Vectra, 2007, aluminium, 9.4 x 12.5 x 10.5in

 

The grandeur of the monumental pieces is to do with their scale in relation to us, the viewer. The impact lies somewhere between St. Paul’s Cathedral, a very human feat, where one can almost feel the physical individual efforts put into its construction, and the Swiss Re Building (the Gherkin) which for all its ineffable scale doesn’t seem to have been made from the ground up – somehow does not feel rooted and more particularly does not feel as though it was made by individuals.

This honesty of construction makes it rather hard to think of these pieces in any post-modern way. They defy the
conceptual; there is nothing ironic in the work. Unapologetically present, there is a completeness that does not require any particular backdrop or environment. Whether installed in an English landscape or in the glass atrium of a Chicago skyscraper the pieces lose none of their identity.

 

Eclipse, 2007, aluminium, 11 x 9.25 x 6in

 

From the monumental to the small this identity is characterised by the attention to construction – on the large scale of course there is a structural imperative which must marry with Henry’s vision; on the small scale, where the limits of the materials are not being tested, there emerges instead a watch-makers talent for making the difficult look easy. Spars that rest on each other barely touching seem to hold themselves together by magnetism. Where slabs of metal lean against each other they seem to characterise falling cards, not weightless but not industrial heavy in the mould of Richard Serra or Mark di Suvero.

 

Chevron A, 2006, aluminium, 38 x 26 x 18.5in

 

And then of course there is the paint. This is not linked to the painted sculptures that Europeans know through the work of Anthony Caro, Philip King and others during the 1960’s and 70’s. Henry is not averse to leaving the materials exposed to the elements - the oxidized layer on steel has its attractions and its place. The uniformity of the single colour though means that whatever the backdrop, wherever the shadows fall there can be no doubts about the piece and its physical presence. As a solution it undoubtedly belongs again to the industrialized roots in America, an automotive based solution.

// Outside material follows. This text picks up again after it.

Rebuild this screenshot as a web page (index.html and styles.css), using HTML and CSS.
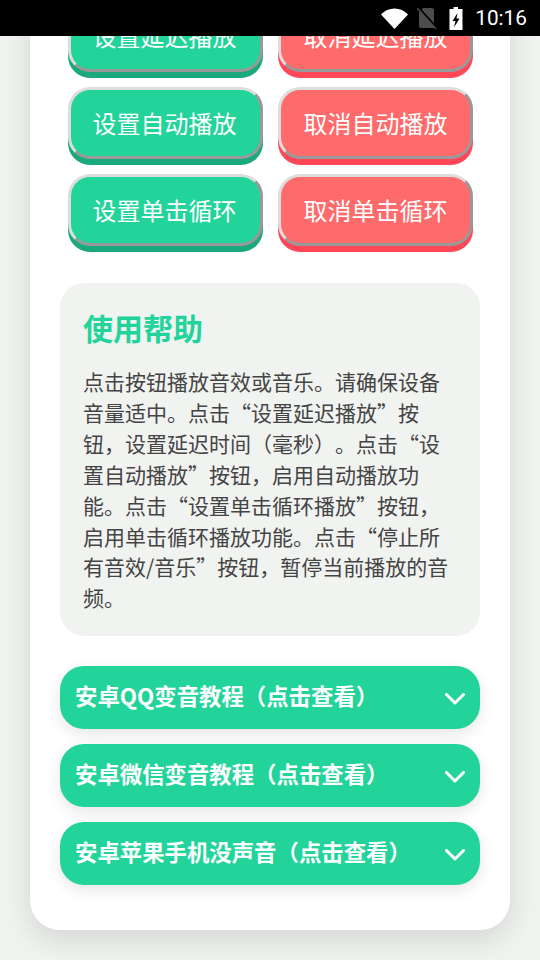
FILE: index.html
```html
<!DOCTYPE html>
<html lang="zh">
<head>
<meta charset="utf-8">
<title>音效</title>
<link rel="stylesheet" href="styles.css">
</head>
<body>
<div class="status">
  <svg class="i-wifi" viewBox="0 0 27 21"><path d="M0 6.500C3.500 2.500 8.300 0.500 13.500 0.500S23.500 2.500 27 6.500L13.500 21z"/></svg>
  <svg class="i-sim" viewBox="0 0 20 22"><path class="sim" d="M6 1H14.500Q17 1 17 3.500V21H4Q2 21 2 19V5z"/><path class="gap" d="M1 0L20 21"/><path class="slash" d="M0 1L19 22"/></svg>
  <svg class="i-bat" viewBox="0 0 14 23"><path d="M4.500 0H9V2H13.500V23H0.500V2H4.500z"/><path class="bolt" d="M8.500 6L3.500 14H6.500L5 20.500 10.500 11.500H7.500z"/></svg>
  <span class="time">10:16</span>
</div>
<main class="card">
  <div class="btn-grid">
    <button class="btn green">设置延迟播放</button>
    <button class="btn red">取消延迟播放</button>
    <button class="btn green">设置自动播放</button>
    <button class="btn red">取消自动播放</button>
    <button class="btn green">设置单击循环</button>
    <button class="btn red">取消单击循环</button>
  </div>
  <section class="help">
    <h2>使用帮助</h2>
    <p>点击按钮播放音效或音乐。请确保设备音量适中。点击“设置延迟播放”按钮，设置延迟时间（毫秒）。点击“设置自动播放”按钮，启用自动播放功能。点击“设置单击循环播放”按钮，启用单击循环播放功能。点击“停止所有音效/音乐”按钮，暂停当前播放的音频。</p>
  </section>
  <div class="acc-list">
    <div class="acc"><span>安卓QQ变音教程（点击查看）</span><svg viewBox="0 0 20 12"><path d="M1.500 1.500L10 10l8.500-8.500"/></svg></div>
    <div class="acc"><span>安卓微信变音教程（点击查看）</span><svg viewBox="0 0 20 12"><path d="M1.500 1.500L10 10l8.500-8.500"/></svg></div>
    <div class="acc"><span>安卓苹果手机没声音（点击查看）</span><svg viewBox="0 0 20 12"><path d="M1.500 1.500L10 10l8.500-8.500"/></svg></div>
  </div>
</main>
</body>
</html>
```
FILE: styles.css
```css
* { box-sizing: border-box; }
html, body { margin: 0; height: 960px; overflow: hidden; }
body {
  background: #f0f3f0;
  font-family: "Noto Sans CJK SC", "Noto Sans", sans-serif;
  padding: 0 30px;
}
.status {
  position: absolute;
  top: 0; left: 0; right: 0;
  height: 36px;
  background: #000;
  display: flex;
  align-items: center;
  justify-content: flex-end;
  color: #fff;
  z-index: 5;
}
.i-wifi { width: 27px; height: 21px; fill: #fff; margin-right: 9px; }
.i-sim { width: 20px; height: 22px; margin-right: 12px; }
.sim { fill: #4d4d4d; }
.gap { stroke: #000; stroke-width: 2; fill: none; }
.slash { stroke: #4d4d4d; stroke-width: 1.5; fill: none; }
.i-bat { width: 14px; height: 23px; fill: #fff; margin-right: 12px; }
.bolt { fill: #000; }
.time { font: 20.8px/36px Roboto, sans-serif; margin-right: 13px; }
.card {
  background: #fff;
  height: 930px;
  border-radius: 0 0 30px 30px;
  box-shadow: 0 10px 30px rgba(0,0,0,.12);
  padding: 0 30px;
}
.btn-grid {
  display: grid;
  grid-template-columns: 195px 195px;
  grid-auto-rows: 72px;
  gap: 15px;
  padding: 0 7px 0 8px;
}
.btn {
  border-width: 3px;
  border-style: solid;
  border-color: #ddd #999 #999 #ddd;
  border-radius: 22px;
  color: #fff;
  font: 24px/1 "Noto Sans CJK SC", sans-serif;
  padding: 0;
}
.green { background: #22d49a; box-shadow: 0 6px 0 #1aa97c; padding-right: 2px; }
.red { background: #ff6b6b; box-shadow: 0 6px 0 #ff4757; }
.help {
  margin-top: 37px;
  background: #f1f3f1;
  border-radius: 24px;
  padding: 22px 26px 22px 23px;
  height: 353px;
}
.help h2 {
  margin: 0 0 16px;
  color: #22d49a;
  font-size: 30px;
  line-height: 45px;
  font-weight: 700;
}
.help p {
  margin: 0;
  color: #444;
  font-size: 21px;
  line-height: 30.9px;
  text-spacing-trim: space-all;
  font-feature-settings: "chws" 0, "palt" 0;
}
.acc-list {
  margin-top: 30px;
  display: flex;
  flex-direction: column;
  gap: 15px;
}
.acc {
  height: 63px;
  background: #22d49a;
  border-radius: 24px;
  box-shadow: 0 5px 15px rgba(0,0,0,.1);
  color: #fff;
  font-size: 22.4px;
  font-weight: 700;
  padding: 0 15px 5px 15px;
  display: flex;
  align-items: center;
  justify-content: space-between;
}
.acc svg {
  width: 20px;
  height: 12px;
  margin-top: 8px;
  fill: none;
  stroke: #fff;
  stroke-width: 3;
  stroke-linecap: round;
  stroke-linejoin: round;
}
```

Looking at a large-scale John Henry sculpture is to be reminded of the vast expanse between the earth and the sky. Rooted on the ground, the works push and stretch upwards. These man-made, constructed, sculptures emerge from the big skies and endless plains of mid-west industrialised America. They are not though from that place, they are totemic and universal.

 

Sun Devil, 2004, aluminium, 23 x 12 x 10ft

 

 

John Henry was born in 1943 in Lexington, Kentucky. He attended the University of Kentucky and the School of the Art Institute of Chicago where he earned a B.F.A. Henry lives and works in Chattanooga, Tennessee. This will be his first solo exhibition at Broadbent.